### Given problem
Give all the lines below again, exactly, with no pictures.

### Data lines
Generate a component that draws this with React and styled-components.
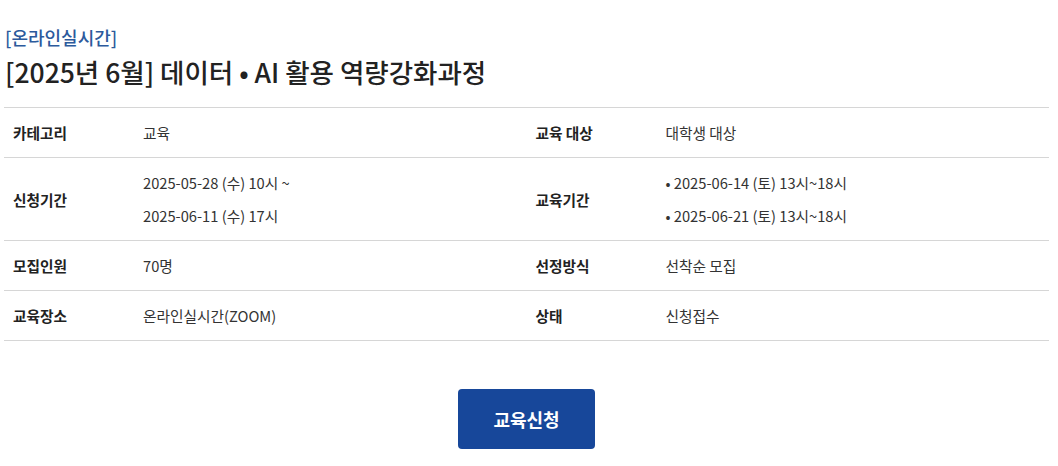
import React from "react";
import styled, { createGlobalStyle } from "styled-components";

const GlobalStyle = createGlobalStyle`
  body {
    margin: 0;
    background: #fff;
    font-family: "Noto Sans CJK KR", "Noto Sans", sans-serif;
    color: #333;
  }
`;

const rows = [
  [
    { label: "카테고리", value: ["교육"] },
    { label: "교육 대상", value: ["대학생 대상"] },
  ],
  [
    { label: "신청기간", value: ["2025-05-28 (수) 10시 ~", "2025-06-11 (수) 17시"] },
    {
      label: "교육기간",
      value: ["2025-06-14 (토) 13시~18시", "2025-06-21 (토) 13시~18시"],
      bullet: true,
    },
  ],
  [
    { label: "모집인원", value: ["70명"] },
    { label: "선정방식", value: ["선착순 모집"] },
  ],
  [
    { label: "교육장소", value: ["온라인실시간(ZOOM)"] },
    { label: "상태", value: ["신청접수"] },
  ],
];

const App = () => {
  return (
    <>
      <GlobalStyle />
      <Page>
        <Header>
          <Category>[온라인실시간]</Category>
          <Title>[2025년 6월] 데이터 • AI 활용 역량강화과정</Title>
        </Header>
        <InfoTable>
          {rows.map((row, i) => (
            <Row key={i}>
              {row.map((cell) => (
                <React.Fragment key={cell.label}>
                  <Label>{cell.label}</Label>
                  <Value>
                    {cell.value.map((line) => (
                      <Line key={line} $bullet={cell.bullet}>
                        {line}
                      </Line>
                    ))}
                  </Value>
                </React.Fragment>
              ))}
            </Row>
          ))}
        </InfoTable>
        <Actions>
          <ApplyButton type="button">교육신청</ApplyButton>
        </Actions>
      </Page>
    </>
  );
};

const Page = styled.div`
  width: 1045px;
  margin-left: 4px;
  padding-top: 24px;
`;

const Header = styled.div`
  padding-left: 1px;
  margin-bottom: 15px;
`;

const Category = styled.div`
  font-size: 18px;
  font-weight: 500;
  line-height: 26px;
  color: #2c5a9c;
`;

const Title = styled.h2`
  margin: 2px 0 0;
  font-size: 26.5px;
  font-weight: 500;
  line-height: 40px;
  color: #222;
`;

const InfoTable = styled.div`
  border-top: 1px solid #d6d6d6;
`;

const Row = styled.div`
  display: grid;
  grid-template-columns: 130px 1fr 130px 1fr;
  border-bottom: 1px solid #d6d6d6;
`;

const Label = styled.div`
  display: flex;
  align-items: center;
  padding: 8px 9px;
  font-size: 14.7px;
  font-weight: 700;
  color: #222;
`;

const Value = styled.div`
  display: flex;
  flex-direction: column;
  justify-content: center;
  padding: 8px 9px;
  font-size: 14.7px;
  color: #333;
`;

const Line = styled.div`
  line-height: 33px;
  &::before {
    content: ${({ $bullet }) => ($bullet ? '"• "' : "none")};
  }
`;

const Actions = styled.div`
  display: flex;
  justify-content: center;
  margin-top: 48px;
`;

const ApplyButton = styled.button`
  width: 137px;
  height: 60px;
  border: 0;
  border-radius: 4px;
  background: #17479a;
  color: #fff;
  font-family: inherit;
  font-size: 18px;
  font-weight: 700;
  cursor: pointer;
`;

export default App;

### Written answer
Generate a component that draws this with React and styled-components.
import React from "react";
import styled, { createGlobalStyle } from "styled-components";

const GlobalStyle = createGlobalStyle`
  body {
    margin: 0;
    background: #fff;
    font-family: "Noto Sans CJK KR", "Noto Sans", sans-serif;
    color: #333;
  }
`;

const rows = [
  [
    { label: "카테고리", value: ["교육"] },
    { label: "교육 대상", value: ["대학생 대상"] },
  ],
  [
    { label: "신청기간", value: ["2025-05-28 (수) 10시 ~", "2025-06-11 (수) 17시"] },
    {
      label: "교육기간",
      value: ["2025-06-14 (토) 13시~18시", "2025-06-21 (토) 13시~18시"],
      bullet: true,
    },
  ],
  [
    { label: "모집인원", value: ["70명"] },
    { label: "선정방식", value: ["선착순 모집"] },
  ],
  [
    { label: "교육장소", value: ["온라인실시간(ZOOM)"] },
    { label: "상태", value: ["신청접수"] },
  ],
];

const App = () => {
  return (
    <>
      <GlobalStyle />
      <Page>
        <Header>
          <Category>[온라인실시간]</Category>
          <Title>[2025년 6월] 데이터 • AI 활용 역량강화과정</Title>
        </Header>
        <InfoTable>
          {rows.map((row, i) => (
            <Row key={i}>
              {row.map((cell) => (
                <React.Fragment key={cell.label}>
                  <Label>{cell.label}</Label>
                  <Value>
                    {cell.value.map((line) => (
                      <Line key={line} $bullet={cell.bullet}>
                        {line}
                      </Line>
                    ))}
                  </Value>
                </React.Fragment>
              ))}
            </Row>
          ))}
        </InfoTable>
        <Actions>
          <ApplyButton type="button">교육신청</ApplyButton>
        </Actions>
      </Page>
    </>
  );
};

const Page = styled.div`
  width: 1045px;
  margin-left: 4px;
  padding-top: 24px;
`;

const Header = styled.div`
  padding-left: 1px;
  margin-bottom: 15px;
`;

const Category = styled.div`
  font-size: 18px;
  font-weight: 500;
  line-height: 26px;
  color: #2c5a9c;
`;

const Title = styled.h2`
  margin: 2px 0 0;
  font-size: 26.5px;
  font-weight: 500;
  line-height: 40px;
  color: #222;
`;

const InfoTable = styled.div`
  border-top: 1px solid #d6d6d6;
`;

const Row = styled.div`
  display: grid;
  grid-template-columns: 130px 1fr 130px 1fr;
  border-bottom: 1px solid #d6d6d6;
`;

const Label = styled.div`
  display: flex;
  align-items: center;
  padding: 8px 9px;
  font-size: 14.7px;
  font-weight: 700;
  color: #222;
`;

const Value = styled.div`
  display: flex;
  flex-direction: column;
  justify-content: center;
  padding: 8px 9px;
  font-size: 14.7px;
  color: #333;
`;

const Line = styled.div`
  line-height: 33px;
  &::before {
    content: ${({ $bullet }) => ($bullet ? '"• "' : "none")};
  }
`;

const Actions = styled.div`
  display: flex;
  justify-content: center;
  margin-top: 48px;
`;

const ApplyButton = styled.button`
  width: 137px;
  height: 60px;
  border: 0;
  border-radius: 4px;
  background: #17479a;
  color: #fff;
  font-family: inherit;
  font-size: 18px;
  font-weight: 700;
  cursor: pointer;
`;

export default App;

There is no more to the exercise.